[begin PROVIDED DATA]

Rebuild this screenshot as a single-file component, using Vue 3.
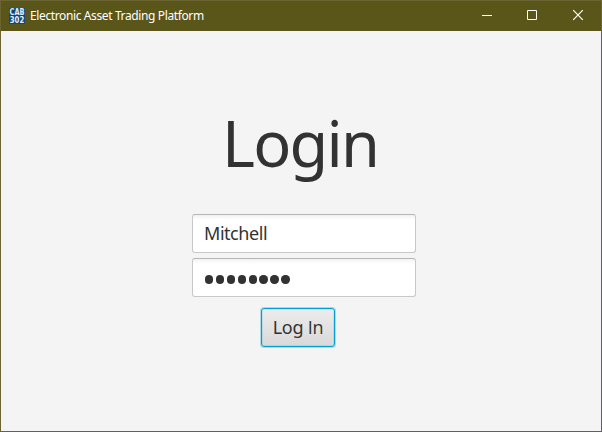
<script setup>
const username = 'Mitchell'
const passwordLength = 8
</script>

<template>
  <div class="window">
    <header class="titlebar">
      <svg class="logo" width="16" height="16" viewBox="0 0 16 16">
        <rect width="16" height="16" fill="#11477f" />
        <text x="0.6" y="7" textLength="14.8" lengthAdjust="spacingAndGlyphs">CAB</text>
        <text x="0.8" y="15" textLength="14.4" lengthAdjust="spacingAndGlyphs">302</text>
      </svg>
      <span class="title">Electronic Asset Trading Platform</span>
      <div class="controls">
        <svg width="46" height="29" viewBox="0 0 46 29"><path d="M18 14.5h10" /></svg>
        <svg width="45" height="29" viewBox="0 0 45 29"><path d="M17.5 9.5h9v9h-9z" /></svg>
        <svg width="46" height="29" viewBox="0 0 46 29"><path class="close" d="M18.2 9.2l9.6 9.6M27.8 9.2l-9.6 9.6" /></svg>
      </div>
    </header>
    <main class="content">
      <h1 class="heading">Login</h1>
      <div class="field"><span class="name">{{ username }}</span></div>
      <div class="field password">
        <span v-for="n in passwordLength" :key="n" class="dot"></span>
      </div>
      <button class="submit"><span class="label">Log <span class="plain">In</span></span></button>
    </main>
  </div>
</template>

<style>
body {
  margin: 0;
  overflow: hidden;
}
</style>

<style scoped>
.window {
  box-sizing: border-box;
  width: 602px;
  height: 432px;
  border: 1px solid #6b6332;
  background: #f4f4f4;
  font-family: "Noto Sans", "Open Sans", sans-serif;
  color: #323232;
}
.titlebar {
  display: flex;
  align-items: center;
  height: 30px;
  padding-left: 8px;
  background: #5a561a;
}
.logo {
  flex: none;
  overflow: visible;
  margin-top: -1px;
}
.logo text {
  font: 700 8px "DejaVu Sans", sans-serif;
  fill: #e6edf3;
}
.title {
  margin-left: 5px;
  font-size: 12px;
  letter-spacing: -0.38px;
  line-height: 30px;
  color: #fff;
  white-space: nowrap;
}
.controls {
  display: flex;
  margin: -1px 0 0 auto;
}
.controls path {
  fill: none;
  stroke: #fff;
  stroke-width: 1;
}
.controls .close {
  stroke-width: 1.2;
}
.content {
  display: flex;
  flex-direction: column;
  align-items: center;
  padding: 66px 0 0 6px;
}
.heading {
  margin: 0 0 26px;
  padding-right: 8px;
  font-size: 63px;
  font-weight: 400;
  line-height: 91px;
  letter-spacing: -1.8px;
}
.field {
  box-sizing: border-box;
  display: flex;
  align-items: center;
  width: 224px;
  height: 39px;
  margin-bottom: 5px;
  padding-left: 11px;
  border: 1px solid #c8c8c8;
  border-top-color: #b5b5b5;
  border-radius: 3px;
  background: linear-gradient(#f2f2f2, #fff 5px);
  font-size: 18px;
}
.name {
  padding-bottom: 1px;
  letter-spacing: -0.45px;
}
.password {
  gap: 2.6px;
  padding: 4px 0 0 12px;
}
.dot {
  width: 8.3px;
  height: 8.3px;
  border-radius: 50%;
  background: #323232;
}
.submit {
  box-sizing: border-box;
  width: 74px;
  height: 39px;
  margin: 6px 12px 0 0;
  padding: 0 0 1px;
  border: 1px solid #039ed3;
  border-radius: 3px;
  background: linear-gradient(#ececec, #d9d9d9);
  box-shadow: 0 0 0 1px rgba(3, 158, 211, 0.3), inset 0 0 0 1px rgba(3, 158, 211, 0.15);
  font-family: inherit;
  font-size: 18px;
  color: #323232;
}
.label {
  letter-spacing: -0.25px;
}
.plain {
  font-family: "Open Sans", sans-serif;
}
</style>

[end PROVIDED DATA]

**TASK GOAL**
Go through the listing above and write it all out exactly, leaving out any picture.

**TASK RESULT**
Rebuild this screenshot as a single-file component, using Vue 3.
<script setup>
const username = 'Mitchell'
const passwordLength = 8
</script>

<template>
  <div class="window">
    <header class="titlebar">
      <svg class="logo" width="16" height="16" viewBox="0 0 16 16">
        <rect width="16" height="16" fill="#11477f" />
        <text x="0.6" y="7" textLength="14.8" lengthAdjust="spacingAndGlyphs">CAB</text>
        <text x="0.8" y="15" textLength="14.4" lengthAdjust="spacingAndGlyphs">302</text>
      </svg>
      <span class="title">Electronic Asset Trading Platform</span>
      <div class="controls">
        <svg width="46" height="29" viewBox="0 0 46 29"><path d="M18 14.5h10" /></svg>
        <svg width="45" height="29" viewBox="0 0 45 29"><path d="M17.5 9.5h9v9h-9z" /></svg>
        <svg width="46" height="29" viewBox="0 0 46 29"><path class="close" d="M18.2 9.2l9.6 9.6M27.8 9.2l-9.6 9.6" /></svg>
      </div>
    </header>
    <main class="content">
      <h1 class="heading">Login</h1>
      <div class="field"><span class="name">{{ username }}</span></div>
      <div class="field password">
        <span v-for="n in passwordLength" :key="n" class="dot"></span>
      </div>
      <button class="submit"><span class="label">Log <span class="plain">In</span></span></button>
    </main>
  </div>
</template>

<style>
body {
  margin: 0;
  overflow: hidden;
}
</style>

<style scoped>
.window {
  box-sizing: border-box;
  width: 602px;
  height: 432px;
  border: 1px solid #6b6332;
  background: #f4f4f4;
  font-family: "Noto Sans", "Open Sans", sans-serif;
  color: #323232;
}
.titlebar {
  display: flex;
  align-items: center;
  height: 30px;
  padding-left: 8px;
  background: #5a561a;
}
.logo {
  flex: none;
  overflow: visible;
  margin-top: -1px;
}
.logo text {
  font: 700 8px "DejaVu Sans", sans-serif;
  fill: #e6edf3;
}
.title {
  margin-left: 5px;
  font-size: 12px;
  letter-spacing: -0.38px;
  line-height: 30px;
  color: #fff;
  white-space: nowrap;
}
.controls {
  display: flex;
  margin: -1px 0 0 auto;
}
.controls path {
  fill: none;
  stroke: #fff;
  stroke-width: 1;
}
.controls .close {
  stroke-width: 1.2;
}
.content {
  display: flex;
  flex-direction: column;
  align-items: center;
  padding: 66px 0 0 6px;
}
.heading {
  margin: 0 0 26px;
  padding-right: 8px;
  font-size: 63px;
  font-weight: 400;
  line-height: 91px;
  letter-spacing: -1.8px;
}
.field {
  box-sizing: border-box;
  display: flex;
  align-items: center;
  width: 224px;
  height: 39px;
  margin-bottom: 5px;
  padding-left: 11px;
  border: 1px solid #c8c8c8;
  border-top-color: #b5b5b5;
  border-radius: 3px;
  background: linear-gradient(#f2f2f2, #fff 5px);
  font-size: 18px;
}
.name {
  padding-bottom: 1px;
  letter-spacing: -0.45px;
}
.password {
  gap: 2.6px;
  padding: 4px 0 0 12px;
}
.dot {
  width: 8.3px;
  height: 8.3px;
  border-radius: 50%;
  background: #323232;
}
.submit {
  box-sizing: border-box;
  width: 74px;
  height: 39px;
  margin: 6px 12px 0 0;
  padding: 0 0 1px;
  border: 1px solid #039ed3;
  border-radius: 3px;
  background: linear-gradient(#ececec, #d9d9d9);
  box-shadow: 0 0 0 1px rgba(3, 158, 211, 0.3), inset 0 0 0 1px rgba(3, 158, 211, 0.15);
  font-family: inherit;
  font-size: 18px;
  color: #323232;
}
.label {
  letter-spacing: -0.25px;
}
.plain {
  font-family: "Open Sans", sans-serif;
}
</style>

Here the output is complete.